As we’ve pointed out many times, we believe that a cease-fire is in the best interest of civilians on both sides of this conflict. We just need the leaders of both sides to take the kinds of steps that will impose a cease-fire and allow the leaders to sit around the table and try to broker an agreement here. And that’s what we’re going to continue to be focused on.
Q But over the last week, Secretary Kerry was the point person in trying to bring those two sides together. Has that changed this week? Will the President be trying to bring the two sides to a multilateral agreement together?
MR. EARNEST: I guess what I would say — the point that I’m trying to make, Zeke, is that I think there have been a range of officials who have been actively engaged in trying to resolve the situation — the President, first and foremost among them. It was, however, the case last week that Secretary Kerry was the most senior U.S. official on the ground in the region trying to roll up his sleeves and broker an agreement between those who were involved in this situation.
So those efforts will continue, even though Secretary Kerry is not actually in the region. But if he needs to return, I’m sure that he will not hesitate to hop back on the plane and get back to work.
Q Josh, while you were at the podium, the Supreme Court of Appeals affirmed that Virginia’s ban on same-sex marriage is unconstitutional. It’s the third federal court appeals ruling and the latest in an unbroken string in rulings against the marriage ban since the Supreme Court ruling against DOMA last year. Any thoughts on this latest decision and the unanimous string of these decisions against marriage bans?

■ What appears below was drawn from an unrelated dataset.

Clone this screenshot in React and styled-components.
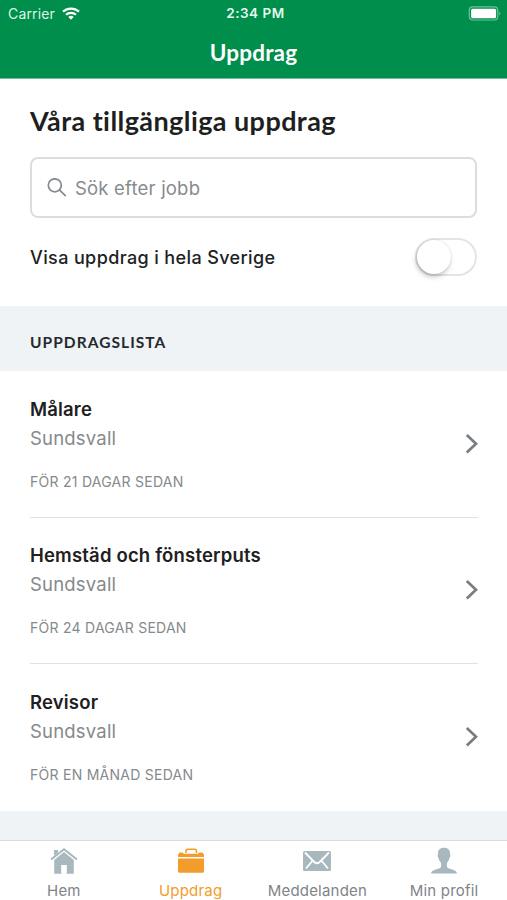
import React from 'react';
import styled, { createGlobalStyle } from "styled-components";

const GlobalStyle = createGlobalStyle`
  * {
    box-sizing: border-box;
  }

  body {
    margin: 0;
    background: #fff;
    font-family: Inter, "Liberation Sans", sans-serif;
  }
`;

const Screen = styled.div`
  width: 100%;
  height: 900px;
  display: flex;
  flex-direction: column;
  overflow: hidden;
  background: #fff;
`;

const Header = styled.header`
  height: 79px;
  flex: none;
  color: #fff;
  background: #008e4c;
  border-bottom: 1px solid #6fbd97;
`;

const StatusBar = styled.div`
  height: 27px;
  padding: 0 6px 0 8px;
  display: grid;
  grid-template-columns: 1fr auto 1fr;
  align-items: center;
  font-size: 14px;
  line-height: 27px;
`;

const Carrier = styled.div`
  display: flex;
  align-items: center;
  gap: 7px;
  letter-spacing: 0.15px;
  color: #dcf5e7;
`;

const Clock = styled.div`
  padding-left: 2px;
  font-size: 13.5px;
  font-weight: 600;
  letter-spacing: 0.5px;
  color: #e4f8ed;
`;

const Battery = styled.svg`
  justify-self: end;
`;

const HeaderTitle = styled.h1`
  margin: 10px 0 0;
  font-family: Lato, sans-serif;
  font-size: 22.5px;
  font-weight: 700;
  line-height: 32px;
  letter-spacing: 0.2px;
  text-align: center;
`;

const Filters = styled.section`
  height: 227px;
  flex: none;
  padding: 26px 30px 0;
`;

const Title = styled.h2`
  margin: 0 0 20px;
  font-family: Lato, sans-serif;
  font-size: 27px;
  font-weight: 700;
  line-height: 32px;
  letter-spacing: 0.42px;
  white-space: nowrap;
  color: #1d1f20;
`;

const Search = styled.label`
  height: 61px;
  padding: 0 15px;
  display: flex;
  align-items: center;
  gap: 8px;
  border: 2px solid #dadede;
  border-radius: 8px;

  input {
    flex: 1;
    padding: 1px 0 0;
    border: none;
    outline: none;
    background: none;
    font-family: inherit;
    font-size: 18.5px;
    letter-spacing: 0.2px;
    color: #333;

    &::placeholder {
      color: #868b8e;
      opacity: 1;
    }
  }
`;

const ToggleRow = styled.div`
  margin-top: 20px;
  height: 38px;
  display: flex;
  align-items: center;
  justify-content: space-between;
  font-size: 18px;
  font-weight: 500;
  letter-spacing: 0.38px;
  color: #202223;
`;

const Toggle = styled.button`
  width: 62px;
  height: 38px;
  padding: 0;
  border: 2px solid #e3e5e5;
  border-radius: 19px;
  background: #fff;

  span {
    display: block;
    width: 34px;
    height: 34px;
    border-radius: 50%;
    background: #fff;
    box-shadow: -1px 3px 5px rgba(0, 0, 0, 0.22), 0 0 2px rgba(0, 0, 0, 0.12);
  }
`;

const SectionTitle = styled.h3`
  height: 65px;
  flex: none;
  margin: 0;
  padding: 4px 30px 0;
  font-family: Lato, sans-serif;
  font-size: 15.5px;
  font-weight: 700;
  line-height: 65px;
  letter-spacing: 1.05px;
  color: #23292d;
  background: #eff3f6;
`;

const List = styled.ul`
  flex: none;
  height: 440px;
  margin: 0;
  padding: 0 29px 0 30px;
  list-style: none;
`;

const Job = styled.li`
  height: 146.5px;
  display: flex;
  align-items: center;
  justify-content: space-between;
  border-bottom: ${props => props.$last ? 'none' : '1.5px solid #dfe1e2'};
`;

const JobName = styled.div`
  font-size: 18.5px;
  font-weight: 600;
  line-height: 29px;
  letter-spacing: 0.18px;
  color: #1e2021;
`;

const JobCity = styled.div`
  font-size: 18.5px;
  line-height: 29px;
  letter-spacing: 0.2px;
  color: #858a8d;
`;

const JobDate = styled.div`
  margin-top: 18px;
  font-size: 14px;
  line-height: 22px;
  letter-spacing: 0.26px;
  text-transform: uppercase;
  color: #858a8d;
`;

const Footer = styled.div`
  height: 29px;
  flex: none;
  background: #eff3f6;
`;

const TabBar = styled.nav`
  height: 60px;
  flex: none;
  display: grid;
  grid-template-columns: repeat(4, 1fr);
  border-top: 1px solid #d9dddf;
  background: #fff;
`;

const Tab = styled.a`
  padding: 6px 0 0 1px;
  display: flex;
  flex-direction: column;
  align-items: center;
  font-size: 15px;
  line-height: 20px;
  letter-spacing: 0.2px;
  color: ${props => props.$active ? '#f39c2c' : '#7f8487'};

  svg {
    flex: none;
    margin-bottom: 6px;
    color: ${props => props.$active ? '#f39c2c' : '#a8b8be'};
  }
`;

const jobs = [
    { name: 'Målare', city: 'Sundsvall', date: 'För 21 dagar sedan' },
    { name: 'Hemstäd och fönsterputs', city: 'Sundsvall', date: 'För 24 dagar sedan' },
    { name: 'Revisor', city: 'Sundsvall', date: 'För en månad sedan' },
];

const WifiIcon = () => (
    <svg width="18" height="13" viewBox="0 0 18 13" fill="none" stroke="#fff" strokeWidth="2.2">
        <path d="M1 4.6C5.5.5 12.5.5 17 4.6" />
        <path d="M4 7.7c2.8-2.5 7.2-2.5 10 0" />
        <path d="M6.3 10a4 4 0 0 1 5.4 0L9 12.7z" fill="#fff" stroke="none" />
    </svg>
);

const SearchIcon = () => (
    <svg width="20" height="20" viewBox="0 0 20 20" fill="none" stroke="#858a8d" strokeWidth="1.7">
        <circle cx="7.8" cy="7.3" r="6.5" />
        <path d="M12.4 11.9l6.4 6.2" />
    </svg>
);

const Chevron = () => (
    <svg width="13" height="20" viewBox="0 0 13 20" fill="none" stroke="#777d81" strokeWidth="2.7">
        <path d="M1.8 1L11 9.7l-9.2 8.8" />
    </svg>
);

const HomeIcon = () => (
    <svg width="28" height="28" viewBox="0 0 28 28" fill="currentColor">
        <path d="M4 8.7V3h4v2.5z" />
        <path d="M1.2 12.4L14 2.3l12.8 10.1" fill="none" stroke="currentColor" strokeWidth="2" />
        <path d="M14 5L4.2 13v13.7h7v-8.8h5.6v8.8h7V13z" />
    </svg>
);

const BriefcaseIcon = () => (
    <svg width="28" height="28" viewBox="0 0 28 28" fill="currentColor">
        <path d="M9 6V3.7Q9 2.2 10.5 2.2H18Q19.5 2.2 19.5 3.7V6" fill="none" stroke="currentColor" strokeWidth="1.6" />
        <path d="M1 10V8l1.4-2.5h3L7 6.8h14l1.6-1.3h3L27 8v2z" />
        <path d="M1 11.5h26v12.8q0 1.5-1.5 1.5h-23Q1 25.8 1 24.3z" />
    </svg>
);

const MailIcon = () => (
    <svg width="28" height="28" viewBox="0 0 28 28" fill="none">
        <rect y="4" width="28" height="20" rx="1.5" fill="currentColor" />
        <path d="M2 5.5L11.3 15Q14 17.5 16.7 15L26 5.5M3 21.5L9.3 14M25 21.5L18.7 14" stroke="#fff" strokeWidth="1.8" />
    </svg>
);

const ProfileIcon = () => (
    <svg width="28" height="28" viewBox="0 0 28 28" fill="currentColor">
        <path d="M14 .8c-4.2 0-6.2 2.5-6 6.2-.8 1.300-.3 3.500.7 4.200.3 2 1.300 3.500 2.400 4.500v4.200c-1.300 2.600-9.800 2-10.100 6.600h26c-.3-4.600-8.800-4-10.100-6.600v-4.200c1.100-1 2.100-2.500 2.400-4.500 1-.7 1.500-2.900.7-4.200.2-3.700-1.800-6.200-6-6.200z" />
    </svg>
);

function App() {

    return (
        <Screen>
            <GlobalStyle />
            <Header>
                <StatusBar>
                    <Carrier>Carrier <WifiIcon /></Carrier>
                    <Clock>2:34 PM</Clock>
                    <Battery width="33" height="15" viewBox="0 0 33 15">
                        <rect x="1.3" y=".8" width="28.5" height="13.2" rx="3.5" fill="none" stroke="#70c298" strokeWidth="1.2" />
                        <rect x="3.1" y="2.7" width="25" height="9.5" rx="1.5" fill="#fff" />
                        <path d="M31.3 5.2q2 2 0 4.4z" fill="#70c298" />
                    </Battery>
                </StatusBar>
                <HeaderTitle>Uppdrag</HeaderTitle>
            </Header>
            <Filters>
                <Title>Våra tillgängliga uppdrag</Title>
                <Search>
                    <SearchIcon />
                    <input type="text" placeholder="Sök efter jobb" />
                </Search>
                <ToggleRow>
                    Visa uppdrag i hela Sverige
                    <Toggle type="button" aria-label="Visa uppdrag i hela Sverige"><span /></Toggle>
                </ToggleRow>
            </Filters>
            <SectionTitle>UPPDRAGSLISTA</SectionTitle>
            <List>
                {jobs.map((job, index) => (
                    <Job key={job.name} $last={index === jobs.length - 1}>
                        <div>
                            <JobName>{job.name}</JobName>
                            <JobCity>{job.city}</JobCity>
                            <JobDate>{job.date}</JobDate>
                        </div>
                        <Chevron />
                    </Job>
                ))}
            </List>
            <Footer />
            <TabBar>
                <Tab><HomeIcon />Hem</Tab>
                <Tab $active><BriefcaseIcon />Uppdrag</Tab>
                <Tab><MailIcon />Meddelanden</Tab>
                <Tab><ProfileIcon />Min profil</Tab>
            </TabBar>
        </Screen>
    );
}

export default App;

MR. EARNEST: Well, Chris, I haven’t — as you pointed out, the decision was handed down while I was up here, so I have not had an opportunity to talk to anybody on our team who was able to analyze the decision. But based on the way that you’ve described it, it does sound like the kind of decision that is consistent with the President’s views on this topic. I think that’s the best I can do.
All right, guys, we’ll see you tomorrow.